TASK DETAILS:
Would you transcribe the listing that follows, character for character, and omit its images?
==================================================
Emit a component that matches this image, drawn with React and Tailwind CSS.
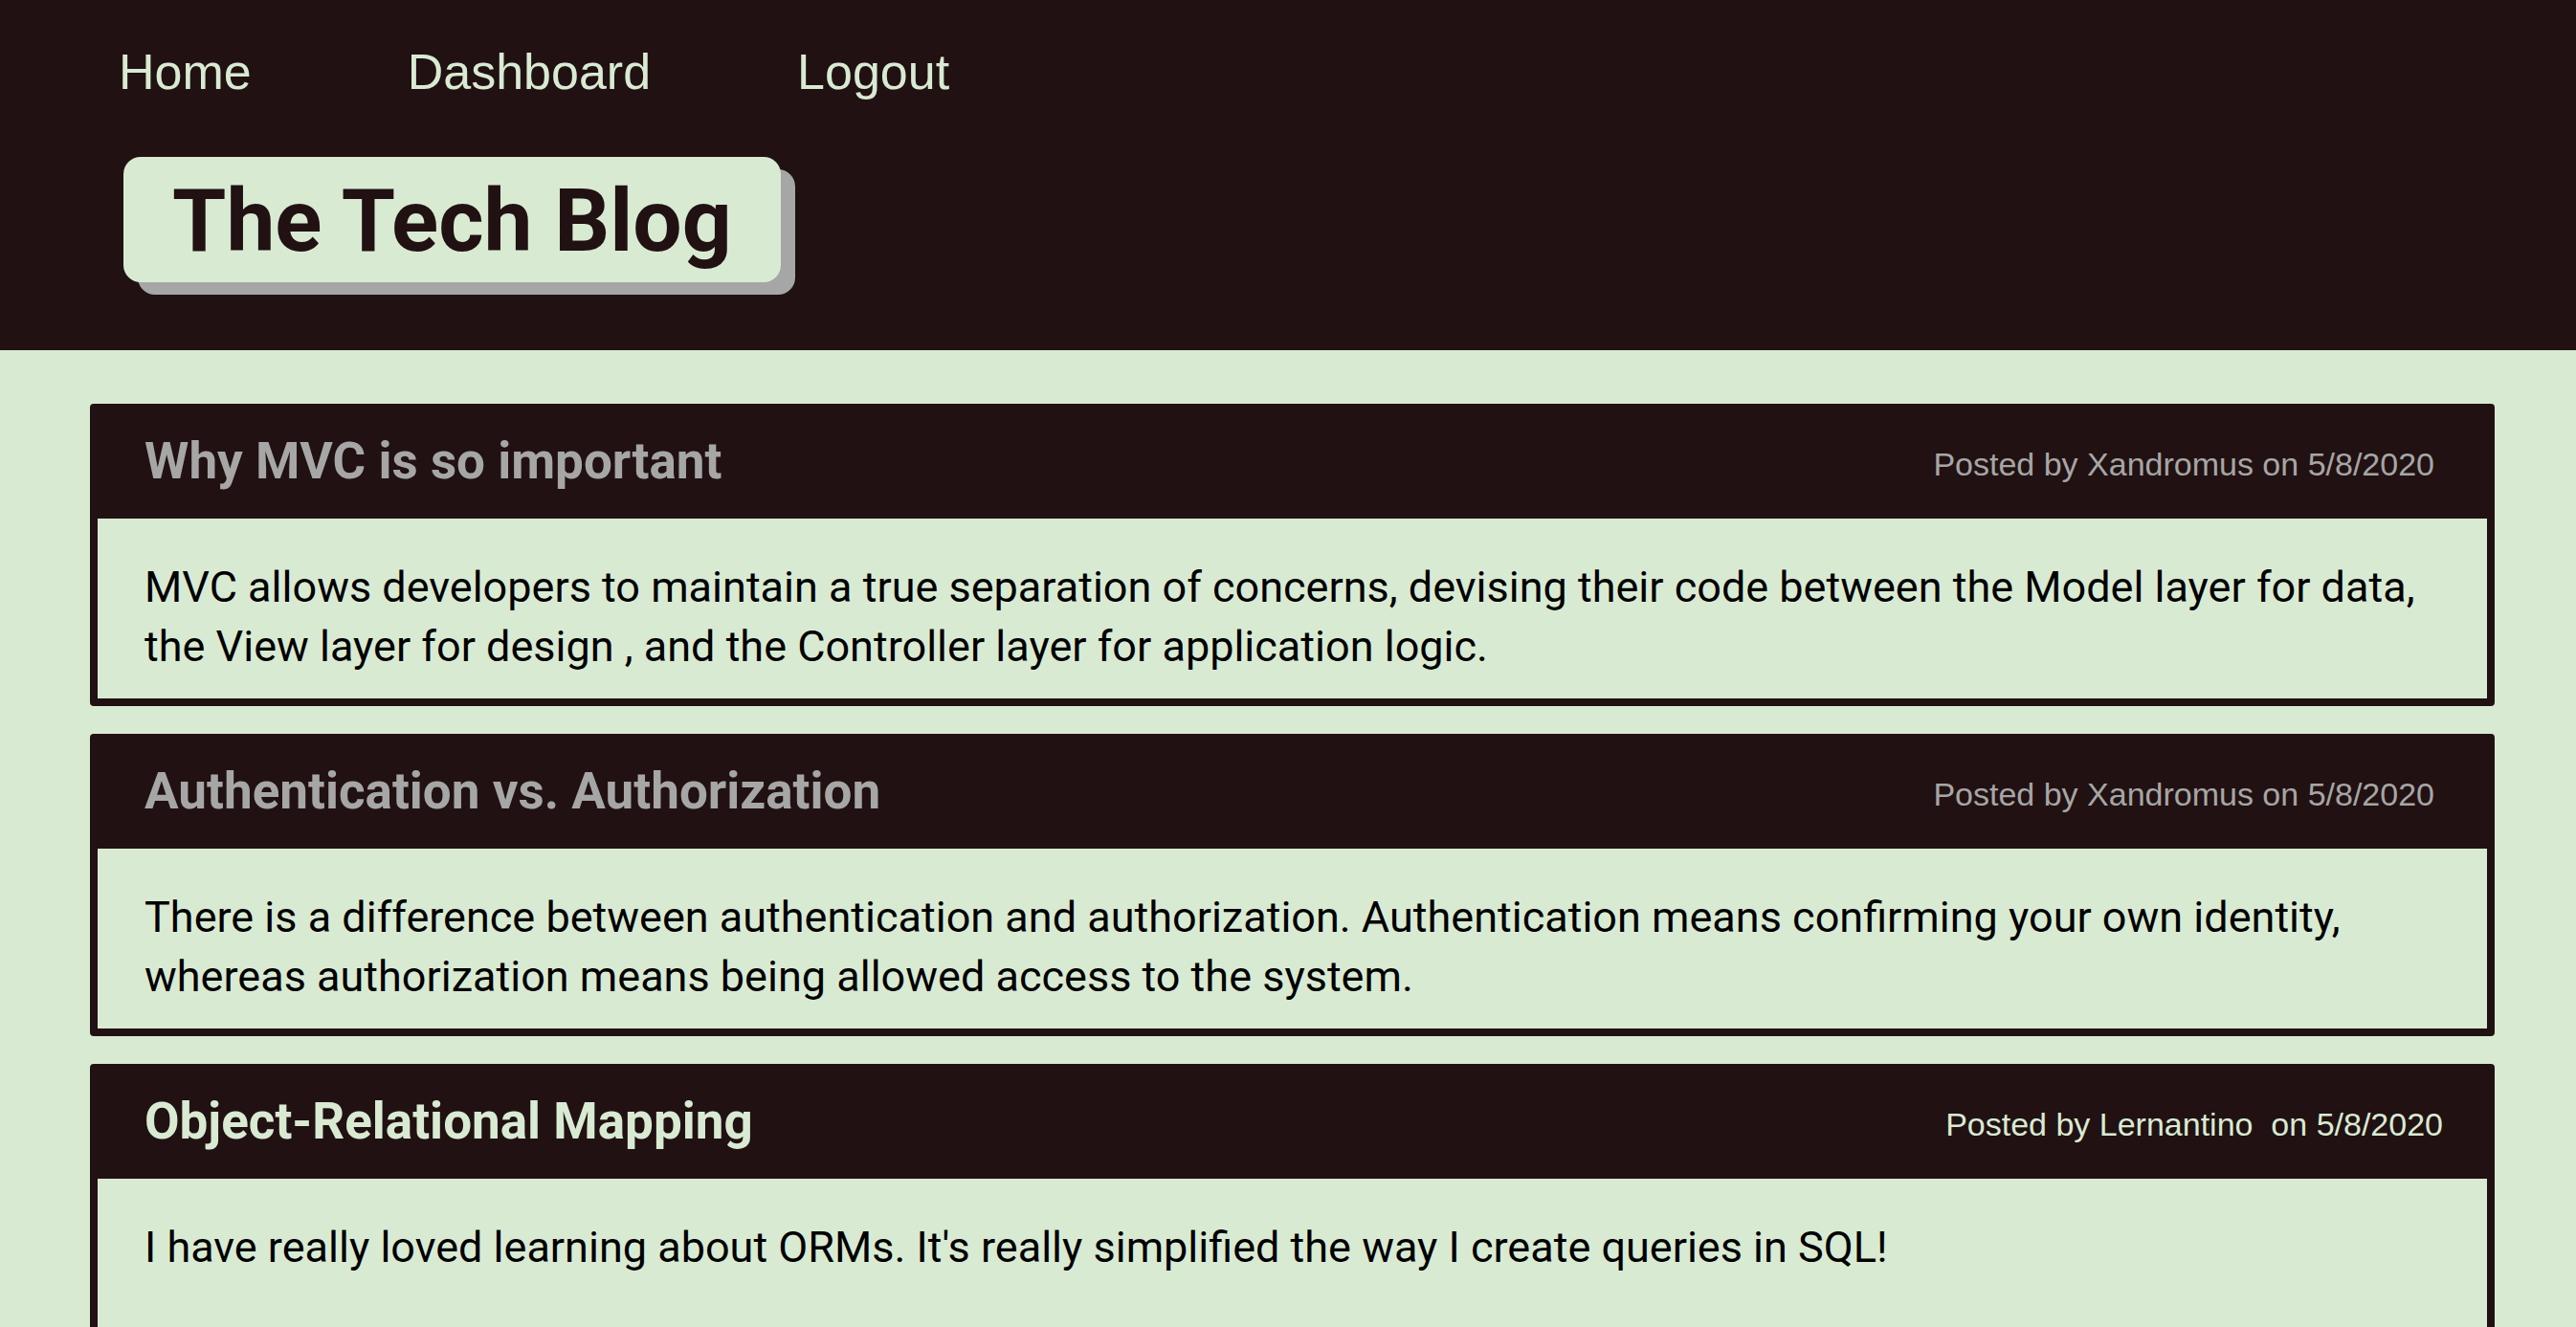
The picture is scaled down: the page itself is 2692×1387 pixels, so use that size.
import React from 'react';

const posts = [
  {
    title: 'Why MVC is so important',
    author: 'Xandromus',
    date: '5/8/2020',
    body: 'MVC allows developers to maintain a true separation of concerns, devising their code between the Model layer for data, the View layer for design , and the Controller layer for application logic.',
  },
  {
    title: 'Authentication vs. Authorization',
    author: 'Xandromus',
    date: '5/8/2020',
    body: 'There is a difference between authentication and authorization. Authentication means confirming your own identity, whereas authorization means being allowed access to the system.',
  },
  {
    title: 'Object-Relational Mapping',
    author: 'Lernantino ',
    date: '5/8/2020',
    body: "I have really loved learning about ORMs. It's really simplified the way I create queries in SQL!",
    active: true,
  },
];

const PostCard = ({ post }) => {
  const headColor = post.active ? 'text-[#d9ead3]' : 'text-[#a6a6a6]';

  return (
    <article className="bg-[#211112] rounded-[4px] px-[8px] pb-[8px]">
      <div className={`flex items-center justify-between h-[120px] pl-[49px] ${post.active ? 'pr-[46px]' : 'pr-[55px]'}`}>
        <h2 className={`font-['Roboto',sans-serif] font-bold text-[53px] leading-none ${headColor}`}>
          {post.title}
        </h2>
        <p className={`font-['Liberation_Sans',Arial,sans-serif] text-[34px] leading-none whitespace-pre pt-[6px] ${headColor}`}>
          Posted by {post.author} on {post.date}
        </p>
      </div>
      <div className="bg-[#d9ead3] min-h-[188px] pl-[49px] pr-[20px] pt-[41px] pb-[22px]">
        <p className="font-['Roboto',sans-serif] text-[45px] leading-[62px] text-black">{post.body}</p>
      </div>
    </article>
  );
};

export default function App() {
  return (
    <div className="min-h-screen bg-[#d9ead3]">
      {/* Top bar with nav and site title */}
      <header className="bg-[#211112] pt-[50px] pb-[71px]">
        <nav className="flex font-['Liberation_Sans',Arial,sans-serif] text-[52px] leading-[51px] text-[#d9ead3]">
          <a href="#" className="ml-[124px]">Home</a>
          <a href="#" className="ml-[163px]">Dashboard</a>
          <a href="#" className="ml-[153px]">Logout</a>
        </nav>
        <div className="mt-[63px] ml-[129px] inline-block bg-[#d9ead3] rounded-[18px] shadow-[15px_13px_0_#a6a6a6] px-[51px] pt-[22px] pb-[18px]">
          <h1 className="font-['Roboto',sans-serif] font-bold text-[91px] leading-[91px] text-[#211112]">
            The Tech Blog
          </h1>
        </div>
      </header>

      {/* Post list */}
      <main className="flex flex-col gap-[29px] pt-[56px] pl-[94px] pr-[85px] pb-[40px]">
        {posts.map((post) => (
          <PostCard key={post.title} post={post} />
        ))}
      </main>
    </div>
  );
}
==================================================
COMPLETE RESPONSE:
Emit a component that matches this image, drawn with React and Tailwind CSS.
The picture is scaled down: the page itself is 2692×1387 pixels, so use that size.
import React from 'react';

const posts = [
  {
    title: 'Why MVC is so important',
    author: 'Xandromus',
    date: '5/8/2020',
    body: 'MVC allows developers to maintain a true separation of concerns, devising their code between the Model layer for data, the View layer for design , and the Controller layer for application logic.',
  },
  {
    title: 'Authentication vs. Authorization',
    author: 'Xandromus',
    date: '5/8/2020',
    body: 'There is a difference between authentication and authorization. Authentication means confirming your own identity, whereas authorization means being allowed access to the system.',
  },
  {
    title: 'Object-Relational Mapping',
    author: 'Lernantino ',
    date: '5/8/2020',
    body: "I have really loved learning about ORMs. It's really simplified the way I create queries in SQL!",
    active: true,
  },
];

const PostCard = ({ post }) => {
  const headColor = post.active ? 'text-[#d9ead3]' : 'text-[#a6a6a6]';

  return (
    <article className="bg-[#211112] rounded-[4px] px-[8px] pb-[8px]">
      <div className={`flex items-center justify-between h-[120px] pl-[49px] ${post.active ? 'pr-[46px]' : 'pr-[55px]'}`}>
        <h2 className={`font-['Roboto',sans-serif] font-bold text-[53px] leading-none ${headColor}`}>
          {post.title}
        </h2>
        <p className={`font-['Liberation_Sans',Arial,sans-serif] text-[34px] leading-none whitespace-pre pt-[6px] ${headColor}`}>
          Posted by {post.author} on {post.date}
        </p>
      </div>
      <div className="bg-[#d9ead3] min-h-[188px] pl-[49px] pr-[20px] pt-[41px] pb-[22px]">
        <p className="font-['Roboto',sans-serif] text-[45px] leading-[62px] text-black">{post.body}</p>
      </div>
    </article>
  );
};

export default function App() {
  return (
    <div className="min-h-screen bg-[#d9ead3]">
      {/* Top bar with nav and site title */}
      <header className="bg-[#211112] pt-[50px] pb-[71px]">
        <nav className="flex font-['Liberation_Sans',Arial,sans-serif] text-[52px] leading-[51px] text-[#d9ead3]">
          <a href="#" className="ml-[124px]">Home</a>
          <a href="#" className="ml-[163px]">Dashboard</a>
          <a href="#" className="ml-[153px]">Logout</a>
        </nav>
        <div className="mt-[63px] ml-[129px] inline-block bg-[#d9ead3] rounded-[18px] shadow-[15px_13px_0_#a6a6a6] px-[51px] pt-[22px] pb-[18px]">
          <h1 className="font-['Roboto',sans-serif] font-bold text-[91px] leading-[91px] text-[#211112]">
            The Tech Blog
          </h1>
        </div>
      </header>

      {/* Post list */}
      <main className="flex flex-col gap-[29px] pt-[56px] pl-[94px] pr-[85px] pb-[40px]">
        {posts.map((post) => (
          <PostCard key={post.title} post={post} />
        ))}
      </main>
    </div>
  );
}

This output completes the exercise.